Ideas & Debate
EDITORIAL: Eradicate dirty fuel
Tuesday, December 17, 2019 22:00
By EDITORIAL
That kerosene consumption has fallen to a 13-year low is welcome news given that the fuel is directly responsible for hundreds of thousands of patients suffering from respiratory diseases across the country.
The health system has been paying a steep price for these illnesses, not counting the hours that the patients spend waiting for treatment. The Sh18 levy per litre introduced in September 2018 to stop adulteration of diesel using kerosene appears to be the magic pill that the country needed to reduce kerosene consumption.
However, these gains risked being reversed unless the government prescribes another pill to give paraffin users, mostly poor households, an alternative cheap fuel.

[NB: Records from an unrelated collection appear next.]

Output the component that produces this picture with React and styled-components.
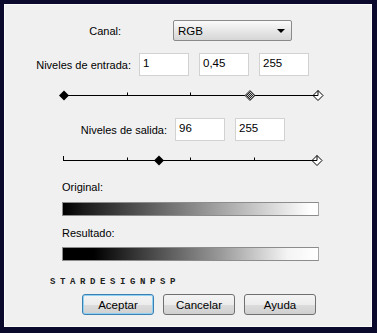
import React from "react";
import styled, { createGlobalStyle } from "styled-components";

const Global = createGlobalStyle`
    html, body {
        margin: 0;
        padding: 0;
        background: #0b0a2c;
    }
    body {
        width: 377px;
        height: 333px;
        overflow: hidden;
        font-family: "Liberation Sans", Arial, sans-serif;
        font-size: 11px;
        color: #000;
    }
`

const Panel = styled.div`
    box-sizing: border-box;
    margin: 4px;
    width: 368px;
    height: 323px;
    background: #f0f0f0;
    border: 1px solid #fbfbfb;
    display: flex;
    flex-direction: column;
    padding-top: 15px;
`

const Row = styled.div`
    display: flex;
    align-items: center;
    margin-top: ${props => props.top || 0}px;
    gap: ${props => props.gap || 0}px;
`

const Label = styled.div`
    width: ${props => props.width}px;
    margin-right: ${props => props.space}px;
    text-align: right;
    white-space: nowrap;
    line-height: 14px;
`

const Field = styled.div`
    box-sizing: border-box;
    width: 50px;
    height: 23px;
    background: #fff;
    border: 1px solid #d2d2d2;
    padding: 2px 3px;
    line-height: 15px;
    font-size: 11.5px;
`

const Select = styled.div`
    box-sizing: border-box;
    width: 119px;
    height: 21px;
    border: 1px solid #8a8a8a;
    border-radius: 2px;
    background: linear-gradient(#fbfbfb, #e6e6e6 55%, #d6d6d6);
    display: flex;
    align-items: center;
    justify-content: space-between;
    padding: 0 6px 0 4px;
    font-size: 11.5px;
`

const Arrow = styled.span`
    width: 0;
    height: 0;
    border-left: 4px solid transparent;
    border-right: 4px solid transparent;
    border-top: 4px solid #000;
`

const Slider = styled.svg`
    display: block;
    margin-top: ${props => props.top}px;
    margin-left: 51px;
`

const Caption = styled.div`
    margin-top: ${props => props.top}px;
    margin-left: 57px;
    line-height: 14px;
`

const Bar = styled.div`
    box-sizing: border-box;
    margin-top: ${props => props.top}px;
    margin-left: 57px;
    width: 257px;
    height: 14px;
    border: 1px solid #8c8c8c;
    border-right-color: #a8a8a8;
    background: ${props => props.gradient};
`

const Watermark = styled.div`
    margin-top: 16px;
    margin-left: 45px;
    font-family: "Liberation Mono", monospace;
    font-size: 9px;
    font-weight: bold;
    line-height: 10px;
    letter-spacing: 4.6px;
    color: #222;
`

const Buttons = styled.div`
    display: flex;
    gap: 9px;
    margin-top: 7px;
    padding-left: 77px;
`

const Button = styled.button`
    box-sizing: border-box;
    width: 72px;
    height: 21px;
    font-family: inherit;
    font-size: 11.5px;
    color: #000;
    border: 1px solid ${props => props.main ? "#3c7fb1" : "#707070"};
    box-shadow: ${props => props.main ? "inset 0 0 0 1px #8fd0f3" : "none"};
    border-radius: 3px;
    background: linear-gradient(#f4f4f4, #ececec 50%, #dcdcdc 51%, #d0d0d0);
    padding: 0;
`

function Diamond({ x, kind }) {
    const d = `M${x} 1.5 L${x + 5} 6.5 L${x} 11.5 L${x - 5} 6.5 Z`;
    if (kind === "solid") return <path d={d} fill="#000" />;
    if (kind === "hatch") return <path d={d} fill="url(#hatch)" stroke="#333" strokeWidth="1" />;
    return (
        <g>
            <path d={d} fill="#fff" stroke="#000" strokeWidth="1" />
            <path d={`M${x - 5} 6.5 L${x} 6.5 L${x} 1.5`} fill="none" stroke="#000" strokeWidth="1" />
        </g>
    );
}

function Track({ top, ticks, marks, startTick }) {
    return (
        <Slider top={top} width="270" height="13" viewBox="0 0 270 13">
            <defs>
                <pattern id="hatch" width="2" height="2" patternUnits="userSpaceOnUse">
                    <rect width="2" height="2" fill="#c8c8c8" />
                    <rect width="1" height="1" fill="#222" />
                    <rect x="1" y="1" width="1" height="1" fill="#222" />
                </pattern>
            </defs>
            <line x1="7" y1="6.5" x2="262" y2="6.5" stroke="#000" strokeWidth="1" />
            {startTick && <line x1="7.5" y1="2" x2="7.5" y2="7" stroke="#000" />}
            {ticks.map((t) => (
                <line key={t} x1={t + 0.5} y1="3.5" x2={t + 0.5} y2="7" stroke="#000" />
            ))}
            {marks.map((m, i) => <Diamond key={i} x={m.x} kind={m.kind} />)}
        </Slider>
    );
}

export default function App() {
    return (
        <>
            <Global />
            <Panel>
                <Row>
                    <Label width={116} space={52}>Canal:</Label>
                    <Select>
                        <span>RGB</span>
                        <Arrow />
                    </Select>
                </Row>
                <Row top={12} gap={10}>
                    <Label width={126} space={-2}>Niveles de entrada:</Label>
                    <Field>1</Field>
                    <Field>0,45</Field>
                    <Field>255</Field>
                </Row>
                <Track
                    top={13}
                    ticks={[71, 134]}
                    marks={[
                        { x: 8, kind: "solid" },
                        { x: 194, kind: "hatch" },
                        { x: 262, kind: "outline" },
                    ]}
                />
                <Row top={16} gap={10}>
                    <Label width={162} space={-2}>Niveles de salida:</Label>
                    <Field>96</Field>
                    <Field>255</Field>
                </Row>
                <Track
                    top={13}
                    startTick
                    ticks={[71, 134, 198]}
                    marks={[
                        { x: 103, kind: "solid" },
                        { x: 261, kind: "outline" },
                    ]}
                />
                <Caption top={13}>Original:</Caption>
                <Bar top={8} gradient="linear-gradient(to right, #000 0%, #1a1a1a 8%, #fff 97%)" />
                <Caption top={10}>Resultado:</Caption>
                <Bar top={7} gradient="linear-gradient(to right, #000 0%, #000 12%, #3a3a3a 30%, #9a9a9a 62%, #f4f4f4 88%, #fff 100%)" />
                <Watermark>STARDESIGNPSP</Watermark>
                <Buttons>
                    <Button main>Aceptar</Button>
                    <Button>Cancelar</Button>
                    <Button>Ayuda</Button>
                </Buttons>
            </Panel>
        </>
    );
}
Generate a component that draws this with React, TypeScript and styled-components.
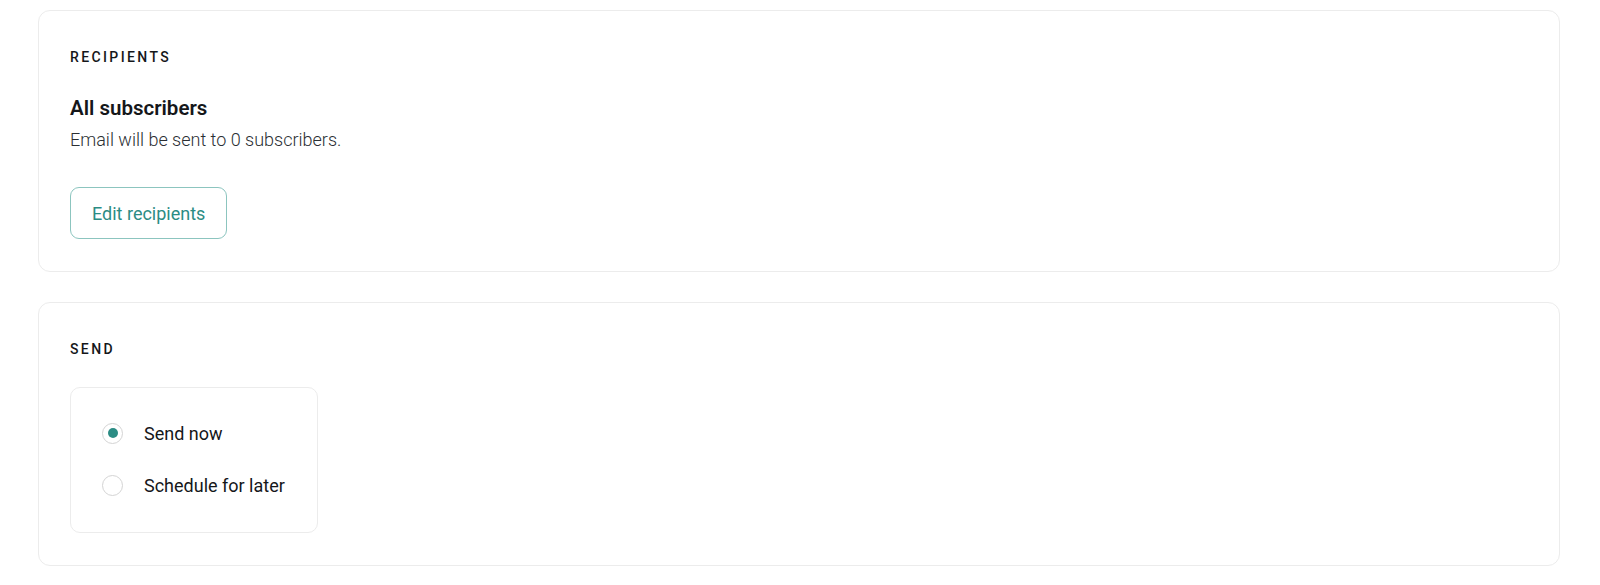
import React, { useState } from 'react'
import styled, { createGlobalStyle } from 'styled-components'

const GlobalStyle = createGlobalStyle`
  body {
    margin: 0;
    background: #ffffff;
    font-family: Roboto, "Liberation Sans", Arial, sans-serif;
    color: #15171a;
  }
`

const Page = styled.div`
  display: flex;
  flex-direction: column;
  gap: 30px;
  padding: 10px 40px 20px 38px;
`

const Card = styled.section`
  border: 1px solid #ececec;
  border-radius: 12px;
  padding: 37px 31px 32px 31px;
  background: #fff;
`

const SectionTitle = styled.h3`
  margin: 0;
  font-size: 14px;
  line-height: 18px;
  font-weight: 500;
  letter-spacing: 0.17em;
  text-transform: uppercase;
  color: #15171a;
`

const Heading = styled.div`
  margin-top: 29px;
  font-size: 20.5px;
  line-height: 26px;
  font-weight: 600;
  color: #15171a;
`

const Hint = styled.p`
  margin: 6px 0 0 0;
  font-size: 18px;
  line-height: 26px;
  font-weight: 300;
  color: #2b2f33;
`

const OutlineButton = styled.button`
  display: block;
  margin-top: 34px;
  height: 52px;
  padding: 0 21px;
  border: 1px solid #8cc5bf;
  border-radius: 9px;
  background: #fff;
  color: #2b8c84;
  font-family: inherit;
  font-size: 18px;
  font-weight: 400;
  cursor: pointer;
`

const OptionBox = styled.div`
  margin-top: 29px;
  display: inline-flex;
  flex-direction: column;
  gap: 26px;
  padding: 32px 32px 34px 31px;
  border: 1px solid #ececec;
  border-radius: 10px;
`

const Option = styled.label`
  display: flex;
  align-items: center;
  gap: 21px;
  height: 26px;
  font-size: 18px;
  color: #15171a;
  cursor: pointer;
`

const Dot = styled.span<{ $on: boolean }>`
  box-sizing: border-box;
  width: 21px;
  height: 21px;
  border-radius: 50%;
  border: 1px solid #d4d4d4;
  display: flex;
  align-items: center;
  justify-content: center;

  &::after {
    content: '';
    width: 10px;
    height: 10px;
    border-radius: 50%;
    background: ${p => (p.$on ? '#2b8c84' : 'transparent')};
  }
`

const options = ['Send now', 'Schedule for later']

export default function App() {
  const [picked, setPicked] = useState(0)

  return (
    <>
      <GlobalStyle />
      <Page>
        <Card>
          <SectionTitle>Recipients</SectionTitle>
          <Heading>All subscribers</Heading>
          <Hint>Email will be sent to 0 subscribers.</Hint>
          <OutlineButton>Edit recipients</OutlineButton>
        </Card>
        <Card>
          <SectionTitle>Send</SectionTitle>
          <OptionBox>
            {options.map((o, i) => (
              <Option key={o} onClick={() => setPicked(i)}>
                <Dot $on={picked === i} />
                {o}
              </Option>
            ))}
          </OptionBox>
        </Card>
      </Page>
    </>
  )
}
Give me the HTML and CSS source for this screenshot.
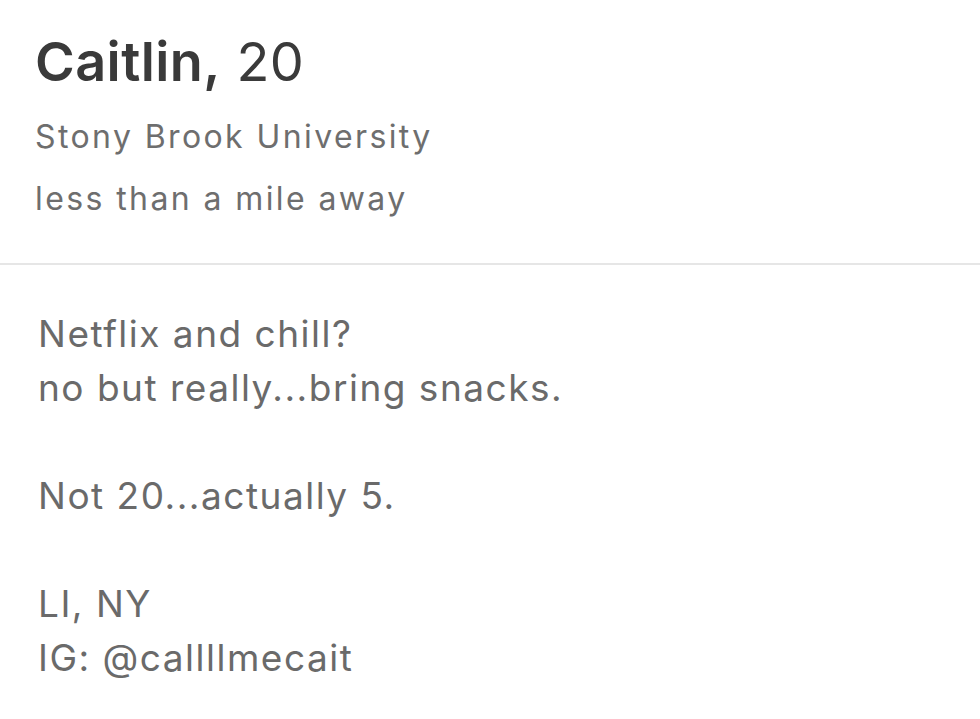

There was an attempt to provide a solution through a cooking gas subsidy programme but nothing much has come of it yet after concerns were raised about the safety of gas cylinders arising from the high number of counterfeit products in the market. We hope that this challenge can be resolved.
Cooking gas, like electricity, is a crucial product to national development and increasing efficiency and cost-effectiveness in terms of fuel used to prepare meals both domestically and commercially. As such, some level of price regulation is needed to ensure that poor households are cushioned from price fluctuations. The Energy and Petroleum Regulatory Commission should therefore do more to enhance use of these cleaner sources of energy by making them both accessible and affordable to a wide cross-section of consumers especially in rural areas and poor urban neighbourhoods.